P9 (M5 PG-13/R 40m). Clip the high bolt, and traverse straight left into a right-facing dihedral. Climb for a bit to a bolt. Place some gear higher up, and cut left straight up to a tree (not right into the corner). Follow three bolts that lead up and right across the slab to a bolted anchor on a ledge. This pitch has a cool position. Our original vision was to take the line straight out of the prow roof above, but very very muddy rock deterred Phil on an attempt.

P10 (5.9 M4 R/X 55m). Climb the chimney on the right for 55m. At first, it has good gear, then there is some mandatory M4 R/X runouts, but the climbing is secure. At the top, climb into the left groove not the right. Some well-protected, steep 5.9 leads you to the top with a good tree anchor. Bring your small gear for the top of this pitch.

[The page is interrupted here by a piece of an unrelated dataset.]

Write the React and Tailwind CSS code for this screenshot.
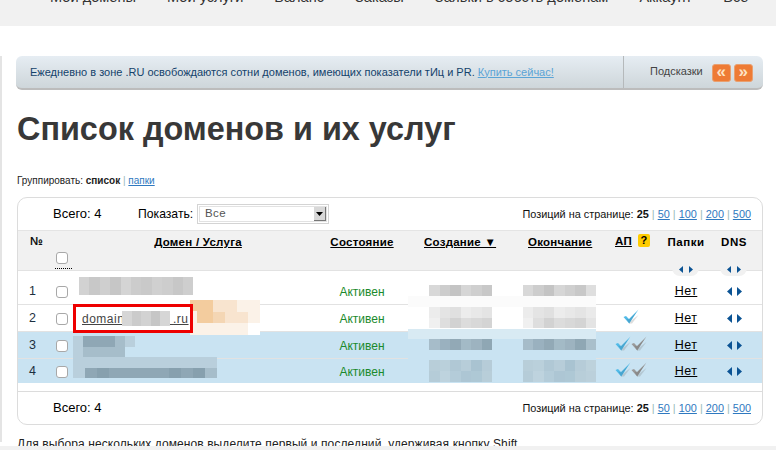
const FONT = { fontFamily: '"Liberation Sans", Arial, sans-serif' };

function Mosaic({ className = "", rows, w = 10, h = 10 }) {
  return (
    <div className={`absolute flex flex-col ${className}`}>
      {rows.map((r, i) => (
        <div key={i} className="flex">
          {r.map((c, j) => (
            <div key={j} style={{ width: w, height: h, background: c }} />
          ))}
        </div>
      ))}
    </div>
  );
}

function Check({ gray }) {
  const c = gray ? "#9a9a9a" : "#52bbe8";
  const d = gray ? "#777777" : "#3f8fb5";
  return (
    <svg width="16" height="16" viewBox="0 0 16 16" className="block shrink-0">
      <path d="M6 14.5 L9 14.5 L15.5 6 L7 12.5 Z" fill="#777" opacity="0.25" />
      <path d="M0.5 8 L3 7 L6 10 L15.5 0.5 L6.2 14.5 Z" fill={c} />
      <path d="M3.5 9.8 L6 10.4 L13 3.5 L6.2 14.5 Z" fill={d} opacity="0.5" />
    </svg>
  );
}

function Arrows({ small }) {
  const cls = small ? "w-[4px] h-[7px]" : "w-[5px] h-[9px]";
  return (
    <span className={`inline-flex items-center ${small ? "gap-[6px]" : "gap-[5px]"}`}>
      <svg viewBox="0 0 5 9" className={cls} preserveAspectRatio="none"><path d="M5 0V9L0 4.5Z" fill="#0b5394" /></svg>
      <svg viewBox="0 0 5 9" className={cls} preserveAspectRatio="none"><path d="M0 0V9L5 4.5Z" fill="#0b5394" /></svg>
    </span>
  );
}

function Box() {
  return <span className="block w-[12px] h-[12px] rounded-[3px] border border-[#a8a8a8] bg-white" />;
}

const COLS = "grid grid-cols-[38px_23px_238px_90px_103px_95px_52px_58px_38px]";

function Row({ n, checks, highlight, className = "" }) {
  return (
    <div className={`${COLS} items-center shrink-0 ${highlight ? "bg-[#c9e3f2]" : "bg-white"} ${className}`}>
      <div className="pl-[11px] text-[#1c2f40] text-[12.5px]">{n}</div>
      <div><Box /></div>
      <div />
      <div className="text-center text-[#1a8a2c] text-[12px]">Активен</div>
      <div />
      <div />
      <div className="flex justify-center h-[16px] -mt-[3px]">
        {checks === 1 && <Check />}
        {checks === 2 && <Check />}
        {checks === 2 && <Check gray />}
      </div>
      <div className="text-center text-black underline text-[12.5px] tracking-[0.45px]">Нет</div>
      <div className="flex justify-center"><Arrows /></div>
    </div>
  );
}

function Pager() {
  return (
    <div className="text-[10.9px] text-[#111]">
      Позиций на странице: <b>25</b> <span className="text-[#9bb]">|</span>{" "}
      {["50", "100", "200", "500"].map((v, i) => (
        <span key={v}>
          <a className="text-[#2f79c0] underline">{v}</a>
          {i < 3 && <span className="text-[#9bb]"> | </span>}
        </span>
      ))}
    </div>
  );
}

const HeadLink = ({ children }) => (
  <span className="underline font-bold text-[11.5px] text-black tracking-[0.25px]">{children}</span>
);

const BTN = "w-[19px] h-[18px] rounded-[3px] bg-[#ee7b35] border border-[#e9a070] text-[#fde3c4] font-bold text-[17px] leading-[13px] text-center";

function DateBlur({ x, w, n }) {
  const pick = (list) => list.slice(0, n);
  return (
    <div className="absolute top-0" style={{ left: x }}>
      <Mosaic className="top-[285px]" w={w} h={11} rows={[pick(["#d8d8d8", "#cdcdcd", "#c4c4c4", "#d6d6d6", "#cfcfcf", "#c8c8c8", "#dedede"])]} />
      <Mosaic className="top-[307px]" w={w} h={10.5} rows={[
        pick(["#ececec", "#e4e4e4", "#e0e0e0", "#ececec", "#e8e8e8", "#e4e4e4", "#eaeaea"]),
        pick(["#f0f0f0", "#dedede", "#d2d2d2", "#dcdcdc", "#d8d8d8", "#d4d4d4", "#e4e4e4"]),
      ]} />
      <Mosaic className="top-[339px]" w={w} h={11} rows={[pick(["#a6bcc9", "#9ab1bf", "#92a9b6", "#a3bac6", "#9db3c0", "#8fa7b4", "#a9bfcb"])]} />
      <Mosaic className="top-[360px]" w={w} h={11} rows={[
        pick(["#b8ced9", "#bad0db", "#b0c8d5", "#b7cdd9", "#a9c3d1", "#b6ccd8", "#bdd2dc"]),
        pick(["#b5ccd8", "#bed3de", "#b4ccd9", "#adc6d4", "#aec8d5", "#b8ced9", "#bbd0db"]),
      ]} />
    </div>
  );
}

export default function App() {
  const g = ["#d2d2d2", "#c8c8c8", "#cfcfcf", "#c6c6c6", "#d4d4d4", "#cccccc", "#c9c9c9", "#d0d0d0", "#cdcdcd", "#c7c7c7", "#cecece"];
  const l1 = "#b9cfdc", d1 = "#8fa7b5", m1 = "#a6bdca", bg = "#c9e3f2";
  const o1 = "#f3cc9e", o2 = "#f8e4cf", o3 = "#f4d6b4", o4 = "#fbf2e8";
  return (
    <div className="relative w-[776px] h-[450px] overflow-hidden bg-white" style={FONT}>
      {/* Top band */}
      <div className="h-[26px] bg-[#f1f1f1] overflow-hidden">
        <div className="flex pl-[50px] gap-[31px] text-[14.6px] text-[#333] -mt-[11px] leading-[16px] whitespace-nowrap">
          <span>Мои домены</span>
          <span>Мои услуги</span>
          <span>Баланс</span>
          <span>Заказы</span>
          <span>Заявки в собств доменам</span>
          <span>Аккаунт</span>
          <span>Все</span>
        </div>
      </div>

      <div className="border-l-2 border-[#e4e4e4] mt-[34px] pl-[14px] pr-[13px] h-[386px]">
        {/* Banner */}
        <div className="-mt-[4px] h-[34px] flex items-stretch rounded-[6px] bg-gradient-to-b from-[#e6edf3] to-[#ced6da] border-b-2 border-[#bcbcbc] text-[11px]">
          <div className="flex-1 flex items-center pl-[14px] text-[#14426b]">
            <span>
              Ежедневно в зоне .RU освобождаются сотни доменов, имеющих показатели тИц и PR.{" "}
              <a className="text-[#5ba4d6] underline">Купить сейчас!</a>
            </span>
          </div>
          <div className="w-[140px] border-l border-[#b5b9bb] flex items-center pl-[26px] gap-[9px] text-[#444]">
            <span className="-mt-[2px]">Подсказки</span>
            <span className="flex gap-[3px] mt-[1px]">
              <span className={BTN}>«</span>
              <span className={BTN}>»</span>
            </span>
          </div>
        </div>

        <h1 className="mt-[20px] ml-[1px] text-[32.4px] leading-[38px] font-bold text-[#383838] whitespace-nowrap">Список доменов и их услуг</h1>

        <div className="mt-[27px] ml-[1px] text-[10px] leading-[12px] text-[#222]">
          Группировать: <b>список</b> <span className="text-[#9bb]">|</span>{" "}
          <a className="text-[#2f79c0] underline">папки</a>
        </div>

        {/* Table */}
        <div className="mt-[10px] ml-[1px] w-[746px] h-[228px] rounded-[10px] border border-[#dcdcdc] flex flex-col overflow-hidden">
          <div className="h-[33px] flex items-center pr-[11px] border-b border-[#e4e4e4] shrink-0">
            <span className="ml-[35px] w-[85px] text-[13px] text-black">Всего: 4</span>
            <span className="w-[59px] text-[12.2px] text-black">Показать:</span>
            <span className="w-[132px] h-[20px] border border-[#d4d4d4] p-[1px]">
              <span className="flex items-center justify-between h-full border border-[#e2e2e2] pl-[5px] text-[11.5px] text-[#555] tracking-[0.4px]">
                Все
                <span className="w-[12px] h-full bg-[#d8d8d8] border-r border-b border-[#777] flex items-center justify-center">
                  <svg width="7" height="4" viewBox="0 0 7 4"><path d="M0 0H7L3.5 4Z" fill="#000" /></svg>
                </span>
              </span>
            </span>
            <span className="ml-auto"><Pager /></span>
          </div>

          <div className={`${COLS} relative h-[40px] bg-[#f1f1f1] border-b border-[#e2e2e2] shrink-0 pt-[2px] text-center leading-[16px]`}>
            <div className="font-bold text-[11.5px] text-[#111] pl-[12px] text-left">№</div>
            <div className="pt-[19px]">
              <Box />
              <div className="mt-[4px] w-[17px] -ml-[1px] border-t border-dotted border-black" />
            </div>
            <div><HeadLink>Домен / Услуга</HeadLink></div>
            <div><HeadLink>Состояние</HeadLink></div>
            <div className="text-left pl-[17px]"><HeadLink>Создание ▼</HeadLink></div>
            <div className="text-left pl-[18px]"><HeadLink>Окончание</HeadLink></div>
            <div className="flex items-start pl-[10px] gap-[6px]">
              <HeadLink>АП</HeadLink>
              <span className="w-[12px] h-[13px] mt-[1px] rounded-[2px] bg-[#ffcc00] text-[11px] leading-[13px] font-bold text-black text-center">?</span>
            </div>
            <div className="whitespace-nowrap"><span className="font-bold text-[11.5px] text-black tracking-[0.55px]">Папки</span></div>
            <div><span className="font-bold text-[11.5px] text-black tracking-[0.55px]">DNS</span></div>
            <span className="absolute left-[654px] top-[34px] w-[27px] h-[11px] rounded-b-[8px] bg-[#f1f1f1] flex items-start justify-center pt-[1px] z-10"><Arrows small /></span>
            <span className="absolute left-[702px] top-[34px] w-[27px] h-[11px] rounded-b-[8px] bg-[#f1f1f1] flex items-start justify-center pt-[1px] z-10"><Arrows small /></span>
          </div>

          <Row n="1" checks={0} className="h-[34px] pt-[8px] border-b border-[#e2e2e2]" />
          <Row n="2" checks={1} className="h-[27px] pt-[1px] border-b border-[#e2e2e2]" />
          <Row n="3" checks={2} highlight className="h-[27px] pt-[1px] border-b border-[#e2e2e2]" />
          <Row n="4" checks={2} highlight className="h-[24px] pt-[1px]" />

          <div className="h-[9px] border-b border-[#dcdcdc] shrink-0" />
          <div className="flex-1 flex items-center pl-[35px] pr-[11px] justify-between">
            <span className="text-[13px] text-black">Всего: 4</span>
            <Pager />
          </div>
        </div>

        <div className="mt-[12px] ml-[1px] text-[12px] leading-[14px] text-[#222] tracking-[0.09px] whitespace-nowrap">
          Для выбора нескольких доменов выделите первый и последний, удерживая кнопку Shift
        </div>
      </div>
      <div className="absolute left-0 right-0 top-[446px] h-[4px] bg-[#f1f1f1]" />

      {/* Privacy mosaics over the table */}
      <Mosaic className="left-[79px] top-[277px]" w={10.4} h={18} rows={[g]} />

      <Mosaic className="left-[190px] top-[300px]" w={11.7} h={11.7} rows={[
        [o1, o1, o2, o2, o4, o4],
        [o1, o1, o3, o2, o2, o4],
        [o4, o4, o4, o4, o4, "#ffffff"],
      ]} />
      <div className="absolute left-[193px] top-[311px] w-[4px] h-[14px] bg-[#fbf2e8]" />

      <div className="absolute left-[73px] top-[304px] w-[120px] h-[29px] border-[3px] border-[#ee0000] bg-white flex items-center pl-[6px]">
        <span className="text-[12px] text-[#444] underline tracking-[0.5px]">domain<span className="text-transparent">xxxxxxxi</span>.ru</span>
      </div>
      <Mosaic className="left-[122px] top-[311px]" w={9.6} h={15} rows={[["#d6d6d6", "#cbcbcb", "#d2d2d2", "#c6c6c6", "#d6d6d6"]]} />

      <Mosaic className="left-[73px] top-[336px]" rows={[
        [l1, d1, d1, d1, m1, l1],
        [l1, m1, m1, m1, m1, bg],
      ]} w={10.4} h={10.5} />
      <div className="absolute left-[73px] top-[357px] w-[144px] h-[11px] bg-[#b9cfdc]" />
      <Mosaic className="left-[73px] top-[368px]" w={12} h={10} rows={[[l1, d1, "#87a0ae", d1, d1, d1, d1, d1, "#87a0ae", d1, "#87a0ae", m1]]} />

      {/* Date columns */}
      <div className="absolute left-[408px] top-[296px] w-[188px] h-[11px] bg-[#fbfbfb]" />
      <div className="absolute left-[408px] top-[329px] w-[188px] h-[10px] bg-[#d8eaf3]" />
      <div className="absolute left-[408px] top-[350px] w-[188px] h-[33px] bg-[#c9e3f2]" />
      <DateBlur x={429} w={10.5} n={6} />
      <DateBlur x={523} w={10.45} n={7} />
    </div>
  );
}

Rappel back down. Enjoy not sketchy anchors for a change on the Dark Side. Watch the knots over the lip. Two 60m ropes are needed. Start the first rap off the tree further on the ledge climber's right of the big prow. This drops you directly down at the top of P9.

Location

Cross the river, and climb the gully right below the cave to the start.

Protection

Doubles from #0.1 to #4 and a single #5 and #6. Big gear is very useful on many of the pitches. Draws. No pins are needed now. Although carrying a Specter and Pecker is never a bad thing on this side.